→ WORK TO BE COMPLETED
Look through the material and copy each line holding "Tailwind".

## Begin ITEMS

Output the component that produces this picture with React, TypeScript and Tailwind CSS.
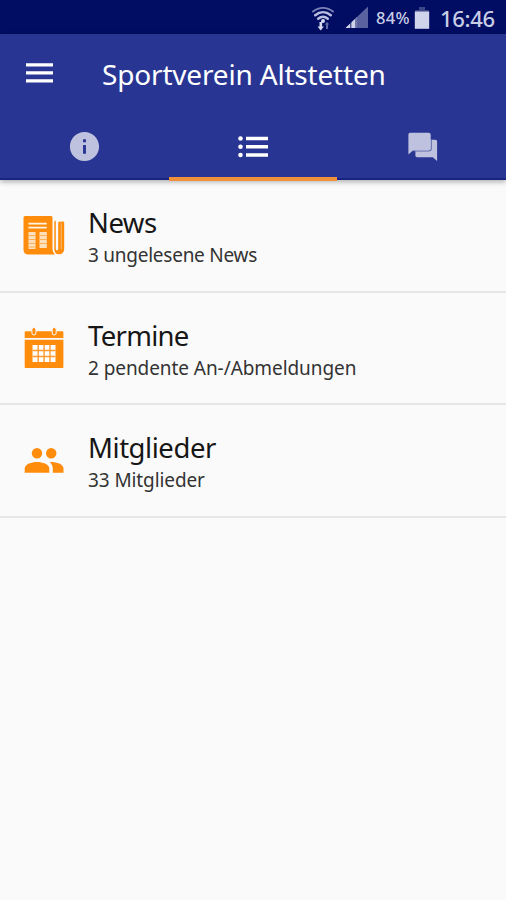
import React from "react";
import { MdInfo } from "react-icons/md";

type RowProps = {
    title: string;
    subtitle: string;
    titleClass: string;
    subtitleClass: string;
    icon: React.ReactNode;
};

const WifiIcon = () => (
    <svg width="26" height="26" viewBox="310 3 26 26" fill="none">
        <g stroke="#b9bedf" strokeLinecap="round">
            <path d="M313 9.6c6-5 14-5 20 0" strokeWidth="1.9" stroke="#7c83b8" />
            <path d="M315.2 13.2c4.8-4 10.8-4 15.6 0" strokeWidth="2.5" />
            <path d="M318.2 16.7c3-2.5 6.6-2.5 9.6 0" strokeWidth="2.5" />
        </g>
        <circle cx="323" cy="19" r="2" fill="#d5d8ee" />
        <path d="M319.5 20v4.5h-2l3.2 4 3.2-4h-1.8V20z" fill="#d5d8ee" />
        <path d="M326 27v-4.500h-1.3l2.3-2.5 2.3 2.5H328V27z" fill="#626aa8" />
    </svg>
);

const SignalIcon = () => (
    <svg width="24" height="24" viewBox="345 6 24 24">
        <path d="M345.5 28L368 6.5V28z" fill="#5a629f" />
        <path d="M345.5 28L357 17v11z" fill="#d0d4ea" />
        <path d="M350.8 21.5V28M356 17.5V28" stroke="#000d62" strokeWidth=".9" />
    </svg>
);

const BatteryIcon = () => (
    <svg width="16" height="24" viewBox="0 0 16 24">
        <path d="M5 1h6v3h3.8v2H1.2V4H5z" fill="#3c4588" />
        <path d="M.8 5.500h14.400v17.300H.8z" fill="#d0d4ea" />
    </svg>
);

const MenuIcon = () => (
    <svg width="27" height="20" viewBox="0 0 27 20" fill="#fff">
        <path d="M0 .3h27v3.2H0zM0 8.3h27v3.2H0zM0 16.3h27v3.2H0z" />
    </svg>
);

const ListIcon = () => (
    <svg width="30" height="24" viewBox="238 135 30 24" fill="#fff">
        <circle cx="240.5" cy="138.5" r="2.3" />
        <circle cx="240.5" cy="146.7" r="2.3" />
        <circle cx="240.5" cy="155" r="2.3" />
        <path d="M246 136.800h22v3.500h-22zM246 145h22v3.500h-22zM246 153.300h22v3.500h-22z" />
    </svg>
);

const ForumIcon = () => (
    <svg width="30" height="30" viewBox="408 131.5 30 30" fill="#bec2de">
        <path d="M417 139.200h18.500q1.600 0 1.600 1.600v19.8l-4.300-3.900h-15.700q-1.700 0-1.700-1.700v-14z" />
        <path
            d="M413.500 150.400h15.100q2.600 0 2.600-2.600V139"
            fill="none"
            stroke="#5d66aa"
            strokeWidth="1.2"
        />
        <path d="M410 132.300h18.800q1.900 0 1.900 1.900v13.700q0 2-2 2H413l-4.600 4V134q0-1.700 1.600-1.700z" />
    </svg>
);

const NewsIcon = () => (
    <svg width="42" height="42" viewBox="23 214.5 42 42" fill="#ff8c0a">
        <path d="M25 216.500h26q1.500 0 1.500 1.500v31.500q0 3.500 2.500 5.500H28.500q-5 0-5-5V218q0-1.500 1.500-1.500z" />
        <path d="M54.3 222.300q.2-1.100 1.500-1.100v28q0 1.800 1.200 1.800t1.200-1.800V223.500q0-1.600 1.500-1.600t1.500.8v0q0-1 1.400-1t1.600 1.600V249q0 5.800-5.300 5.800-4.600 0-4.600-5.300z" />
        <path d="M61.2 223.500v26" stroke="#fdca91" strokeWidth=".8" />
        <g fill="#fff3e4">
            <path d="M28.5 223.200h18.300v1.900H28.500zM28.500 227.200h18.300v1.900H28.500z" />
            <path d="M28.5 232.500h7v17h-7zM39.500 232.500h7.300v16h-7.300z" opacity=".82" />
        </g>
        <path
            d="M28.5 236h7m-7 4h7m-7 4h7m-7 3.500h7M39.500 236h7.300m-7.300 4h7.300m-7.300 4h7.300"
            stroke="#ffb05a"
            strokeWidth="1.1"
        />
    </svg>
);

const CalendarIcon = () => (
    <svg width="41" height="42" viewBox="24 326 41 42" fill="#ff8c0a">
        <path d="M24.7 331.500q0-1.200 1.200-1.200h36.300q1.200 0 1.200 1.200v5.500H24.700z" />
        <path d="M24.7 338.700h38.700v27.200q0 1.200-1.200 1.200H25.900q-1.200 0-1.200-1.200z" />
        <g stroke="#fbfbfb" fill="#ff8c0a" strokeWidth="1">
            <rect x="31.9" y="326.5" width="4" height="7.5" rx="2" />
            <rect x="52.2" y="326.5" width="4" height="7.5" rx="2" />
        </g>
        <path d="M32.5 344h23v17h-23z" fill="#fff" />
        <path
            d="M38.2 344v17M44.1 344v17M50 344v17M32.5 349.500h23M32.5 355.500h23"
            stroke="#ff9a2c"
            strokeWidth="1.4"
        />
    </svg>
);

const PeopleIcon = () => (
    <svg width="41" height="28" viewBox="24 446 41 28" fill="#ff8c0a">
        <circle cx="37" cy="453.2" r="5.2" />
        <circle cx="51.2" cy="453.2" r="5.2" />
        <path d="M24.7 472.700v-4.200c0-4.500 7-6.600 12.300-6.600s12.300 2.100 12.300 6.600v4.200z" />
        <path d="M49.5 462c1-.1 1.500-.1 1.700-.1 5.300 0 12.300 2.100 12.300 6.600v4.200H52.800v-4.200c0-2.900-1.300-5-3.300-6.500z" />
    </svg>
);

const Row: React.FC<RowProps> = ({ title, subtitle, titleClass, subtitleClass, icon }) => {
    return (
        <li className="h-[112.5px] flex items-center border-b-2 border-[#e6e6e6]">
            <div className="w-[88px] flex justify-center">{icon}</div>
            <div className="pt-[7px]">
                <h2 className={`text-[27.5px] leading-[34px] text-[#161616] ${titleClass}`}>
                    {title}
                </h2>
                <p className={`text-[19px] leading-[31px] text-[#333] ${subtitleClass}`}>
                    {subtitle}
                </p>
            </div>
        </li>
    );
};

const App = () => {
    return (
        <div className="h-screen overflow-hidden bg-[#fafafa] font-['Noto_Sans',sans-serif] whitespace-nowrap">
            <div className="h-[34px] bg-[#000d62] flex items-center justify-end pr-[11px] pt-[2px] text-[#c9cde6]">
                <WifiIcon />
                <div className="ml-[9px]">
                    <SignalIcon />
                </div>
                <span className="w-[35px] ml-[7px] text-[16.5px] font-medium tracking-[0.3px]">84%</span>
                <div className="ml-[3px]">
                    <BatteryIcon />
                </div>
                <span className="w-[55px] ml-[10px] text-[22px] font-medium tracking-[-0.3px]">16:46</span>
            </div>

            <header className="relative h-[146px] bg-[#283593] border-b-2 border-[#182482] shadow-[0_2px_5px_rgba(0,0,0,0.3)]">
                <div className="h-[78px] flex items-center pl-[26px]">
                    <MenuIcon />
                    <h1 className="ml-[49px] pt-[1px] text-[28px] text-white tracking-[-0.18px]">
                        Sportverein Altstetten
                    </h1>
                </div>
                <nav className="h-[68px] grid grid-cols-3">
                    <div className="flex justify-center pt-[17px]">
                        <MdInfo className="size-[35px] text-[#bec2de]" />
                    </div>
                    <div className="flex justify-center pt-[23px]">
                        <ListIcon />
                    </div>
                    <div className="flex justify-center pt-[19.5px] pl-[2px]">
                        <ForumIcon />
                    </div>
                </nav>
                <span className="absolute left-1/3 -bottom-[3px] h-1 w-1/3 bg-[#f0913a]"></span>
            </header>

            <ul>
                <Row
                    title="News"
                    subtitle="3 ungelesene News"
                    titleClass="tracking-[-0.5px]"
                    subtitleClass="tracking-[-0.25px]"
                    icon={<NewsIcon />}
                />
                <Row
                    title="Termine"
                    subtitle="2 pendente An-/Abmeldungen"
                    titleClass="tracking-[-0.7px]"
                    subtitleClass="tracking-[-0.07px]"
                    icon={<CalendarIcon />}
                />
                <Row
                    title="Mitglieder"
                    subtitle="33 Mitglieder"
                    titleClass="tracking-[-0.45px]"
                    subtitleClass="tracking-[-0.1px]"
                    icon={<PeopleIcon />}
                />
            </ul>
        </div>
    );
};

export default App;
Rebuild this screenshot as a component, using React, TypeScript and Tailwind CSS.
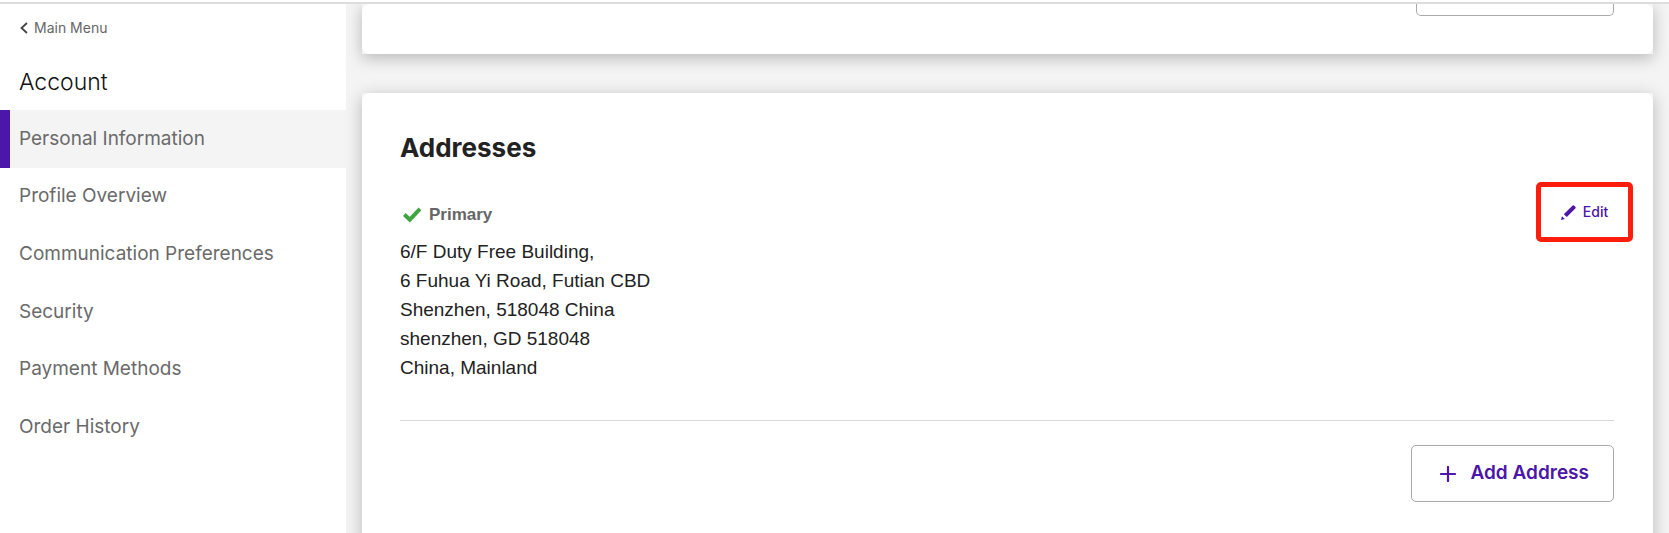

## End ITEMS

→ RESULT
Output the component that produces this picture with React, TypeScript and Tailwind CSS.
Rebuild this screenshot as a component, using React, TypeScript and Tailwind CSS.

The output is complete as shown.